If it is the latter, we also need to consider the precautionary principal in relation to the economy and the effect that the draconian measures proposed to eliminate carbon emissions in developed countries could have on people less well-off than you or I.
The Laborers’ International Union of North America recently responded to Alexandria Ocasio-Cortez’s “green new deal” by evoking the precautionary principal with somewhat less impractical idealism than is the current fashion: “We enthusiastically support real measures to move toward a carbon-free energy future. We also believe in science, which dictates that we will never reach that goal without lower-carbon bridge fuels such as natural gas and carbon-free fuels such as nuclear power. According to the resolution, a ‘Green New Deal’ would require every car to be electric-powered and ban all fossil fuels, among other proposals. It is difficult to take this unrealistic manifesto seriously, but the economic and social devastation it would cause if it moves forward is serious and real.”
@ Dave. I apply the precautionary principle in regard to both heatwaves and carbon emissions.
After many years of reading on the subject, I also have no more time to waste upon endless “discussions” and climate change deniers.
We need action and we need it now. I stand by my previous post.
@ Domenico. So many people whom you loosely call “deniers” agree with you that action is to be taken to reduce pollution yet disagree strongly with you and those who are loosely termed “alarmists” on the anthropogenic percentage cause of impending catastrophic global warming. And on how to deal with the problem. So both sides are tired of arguing.
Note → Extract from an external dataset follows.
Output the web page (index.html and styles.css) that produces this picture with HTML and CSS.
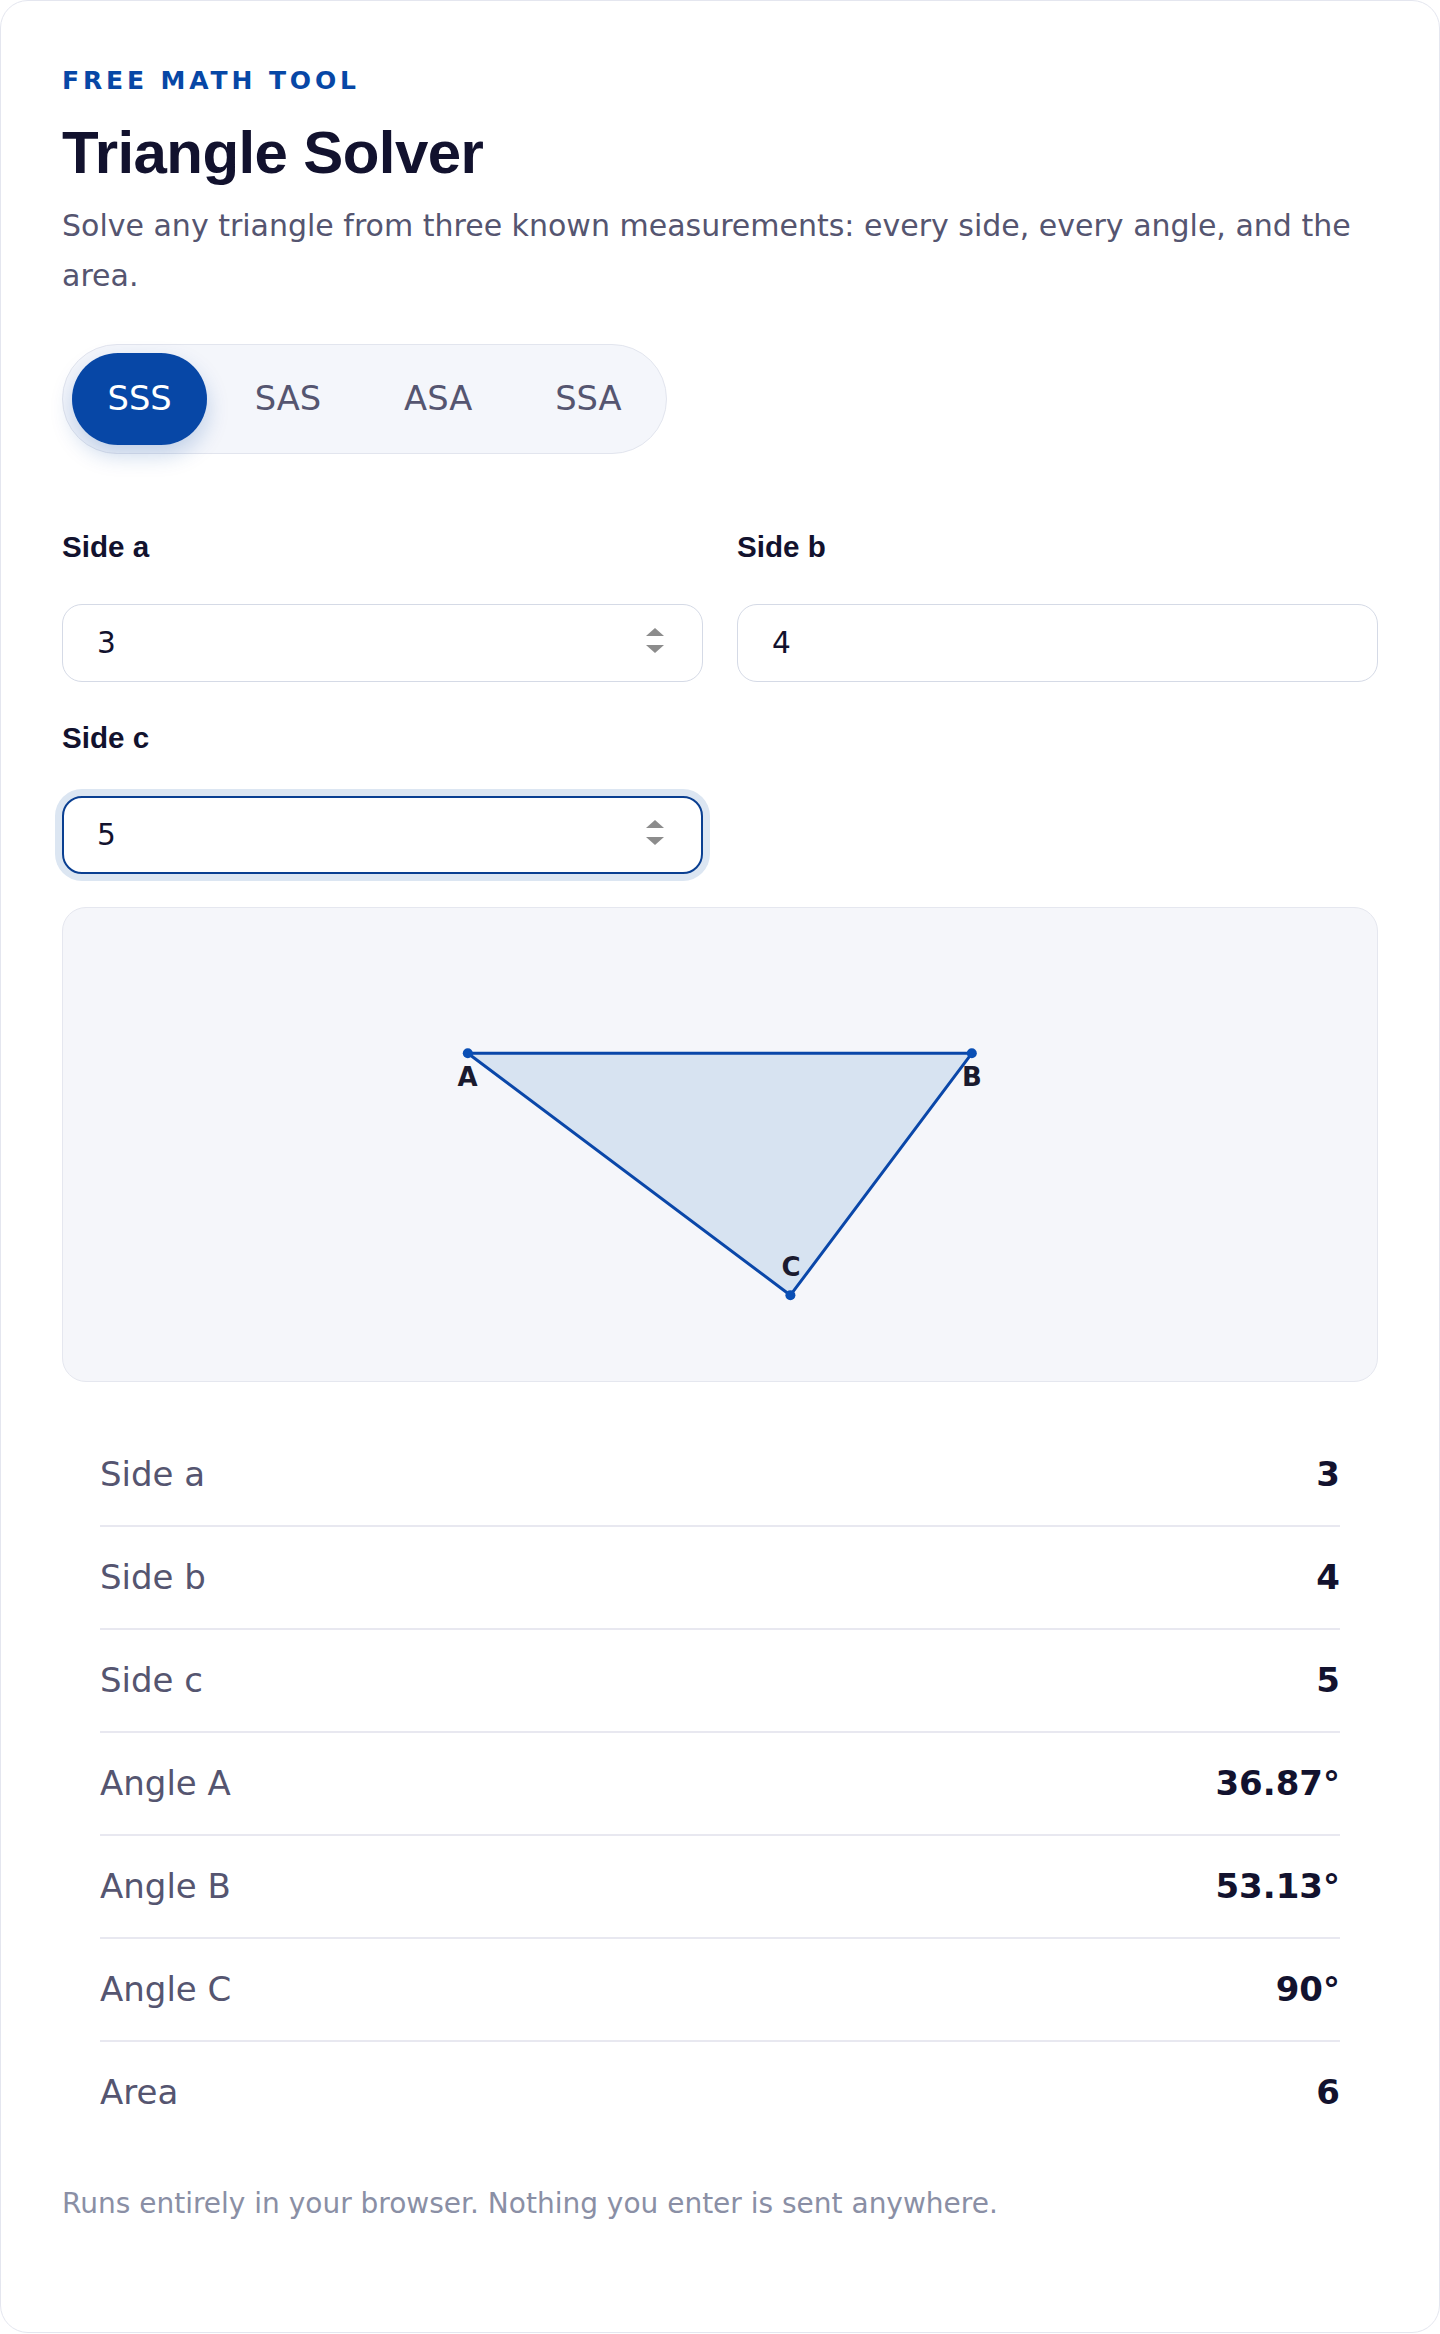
FILE: index.html
```html
<!DOCTYPE html>
<html lang="en">
<head>
    <meta charset="UTF-8">
    <meta name="viewport" content="width=device-width, initial-scale=1.0">
    <title>Triangle Solver</title>
    <link rel="stylesheet" href="styles.css">
</head>
<body>
    <main class="card">
        <p class="kicker">FREE MATH TOOL</p>
        <h1 class="title">Triangle Solver</h1>
        <p class="lead">Solve any triangle from three known measurements: every side, every angle, and the area.</p>

        <div class="modes">
            <button class="mode active">SSS</button>
            <button class="mode">SAS</button>
            <button class="mode">ASA</button>
            <button class="mode">SSA</button>
        </div>

        <div class="fields">
            <label class="field">
                <span class="field-label">Side a</span>
                <span class="input-wrap">
                    <input class="field-input" type="number" value="3">
                    <svg class="spin" viewBox="0 0 18 25" width="18" height="25"><polygon points="0,8 9,0 18,8"/><polygon points="0,17 18,17 9,25"/></svg>
                </span>
            </label>
            <label class="field">
                <span class="field-label">Side b</span>
                <span class="input-wrap">
                    <input class="field-input" type="number" value="4">
                </span>
            </label>
            <label class="field">
                <span class="field-label">Side c</span>
                <span class="input-wrap">
                    <input class="field-input focused" type="number" value="5">
                    <svg class="spin" viewBox="0 0 18 25" width="18" height="25"><polygon points="0,8 9,0 18,8"/><polygon points="0,17 18,17 9,25"/></svg>
                </span>
            </label>
        </div>

        <div class="diagram">
            <svg class="diagram-svg" viewBox="0 0 1314 473" width="1314" height="473">
                <polygon points="404.8,145.3 908.8,145.3 727.4,387.2" fill="#d7e3f1" stroke="#0a47a9" stroke-width="3" stroke-linejoin="round"/>
                <circle cx="404.8" cy="145.3" r="5" fill="#0a4fb5"/>
                <circle cx="908.8" cy="145.3" r="5" fill="#0a4fb5"/>
                <circle cx="727.4" cy="387.2" r="5" fill="#0a4fb5"/>
                <text class="vertex" x="404.5" y="178" text-anchor="middle">A</text>
                <text class="vertex" x="909" y="178" text-anchor="middle">B</text>
                <text class="vertex" x="728" y="368" text-anchor="middle">C</text>
            </svg>
        </div>

        <div class="results">
            <div class="row"><span class="row-label">Side a</span><span class="row-value">3</span></div>
            <div class="row"><span class="row-label">Side b</span><span class="row-value">4</span></div>
            <div class="row"><span class="row-label">Side c</span><span class="row-value">5</span></div>
            <div class="row"><span class="row-label">Angle A</span><span class="row-value">36.87°</span></div>
            <div class="row"><span class="row-label">Angle B</span><span class="row-value">53.13°</span></div>
            <div class="row"><span class="row-label">Angle C</span><span class="row-value">90°</span></div>
            <div class="row"><span class="row-label">Area</span><span class="row-value">6</span></div>
        </div>

        <p class="note">Runs entirely in your browser. Nothing you enter is sent anywhere.</p>
    </main>
</body>
</html>
```

FILE: styles.css
```css
body {
    margin: 0;
    background: #ffffff;
    font-family: "DejaVu Sans", Verdana, sans-serif;
    color: #12122e;
}

.card {
    box-sizing: border-box;
    width: 1440px;
    padding: 65px 61px 111px;
    border: 1px solid #e4e6ef;
    border-radius: 28px;
    background: #ffffff;
}

.kicker {
    margin: 0;
    font-size: 25px;
    line-height: 30px;
    font-weight: bold;
    letter-spacing: 0.155em;
    color: #0747a6;
}

.title {
    margin: 23px 0 0;
    font-family: "Liberation Sans", Arial, sans-serif;
    font-size: 60px;
    line-height: 1.13;
    font-weight: bold;
    letter-spacing: -0.01em;
    color: #12122e;
}

.lead {
    margin: 14.5px 0 0;
    font-size: 30px;
    line-height: 50px;
    color: #555570;
}

.modes {
    display: inline-flex;
    gap: 12px;
    margin-top: 42.7px;
    padding: 8px 9px;
    border: 1px solid #e2e5ee;
    border-radius: 999px;
    background: #f4f6fb;
}

.mode {
    padding: 26.5px 35.5px;
    border: 0;
    border-radius: 999px;
    background: transparent;
    font-family: "DejaVu Sans", Verdana, sans-serif;
    font-size: 33.7px;
    line-height: 39px;
    color: #555570;
    cursor: pointer;
}

.mode.active {
    background: #0747a6;
    color: #ffffff;
    box-shadow: 0 10px 22px rgba(7, 71, 166, 0.22);
}

.fields {
    display: grid;
    grid-template-columns: 1fr 1fr;
    gap: 38px 34px;
    margin-top: 75px;
}

.field {
    display: flex;
    flex-direction: column;
    gap: 40px;
}

.field-label {
    font-family: "Liberation Sans", Arial, sans-serif;
    font-size: 29.6px;
    line-height: 35.5px;
    font-weight: bold;
    color: #12122e;
}

.input-wrap {
    position: relative;
    display: block;
}

.field-input {
    box-sizing: border-box;
    display: block;
    width: 100%;
    height: 78px;
    padding: 0 34px;
    border: 1px solid #d5dae6;
    border-radius: 20px;
    background: #ffffff;
    font-family: "DejaVu Sans", Verdana, sans-serif;
    font-size: 29.6px;
    color: #12122e;
    outline: none;
    -moz-appearance: textfield;
}

.field-input::-webkit-inner-spin-button,
.field-input::-webkit-outer-spin-button {
    -webkit-appearance: none;
    margin: 0;
}

.field-input.focused {
    border: 2px solid #0a3f91;
    padding: 0 33px;
    box-shadow: 0 0 0 7px #dce6f2;
}

.spin {
    position: absolute;
    top: 24px;
    right: 39px;
    fill: #8c8c8c;
    pointer-events: none;
}

.diagram {
    margin-top: 33px;
    border: 1px solid #e5e7ef;
    border-radius: 24px;
    background: #f5f6fa;
}

.diagram-svg {
    display: block;
}

.vertex {
    font-family: "DejaVu Sans", Verdana, sans-serif;
    font-size: 26px;
    font-weight: bold;
    fill: #1a1a2e;
}

.results {
    margin: 42px 38px 0;
}

.row {
    display: flex;
    justify-content: space-between;
    padding: 31px 0;
    border-bottom: 2px solid #e8e8f0;
    font-size: 34px;
    line-height: 39px;
}

.row:last-child {
    border-bottom: 0;
}

.row-label {
    color: #555570;
}

.row-value {
    font-weight: bold;
    color: #12122e;
}

.note {
    margin: 45px 0 0;
    font-size: 28px;
    line-height: 32.6px;
    color: #8a8fa5;
}
```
However, all scientific argy bargy and arguments of methodology aside, there are serious ethical issues in the debate on catastrophic global warming that will not go away or be silenced.
A major ethical issue for me is this question: How can any alarmist in government or oppositiin or in the general public morally justify the continued sale of fossil fuel coal to other countries?
It seems to be hypocrisy writ large to me.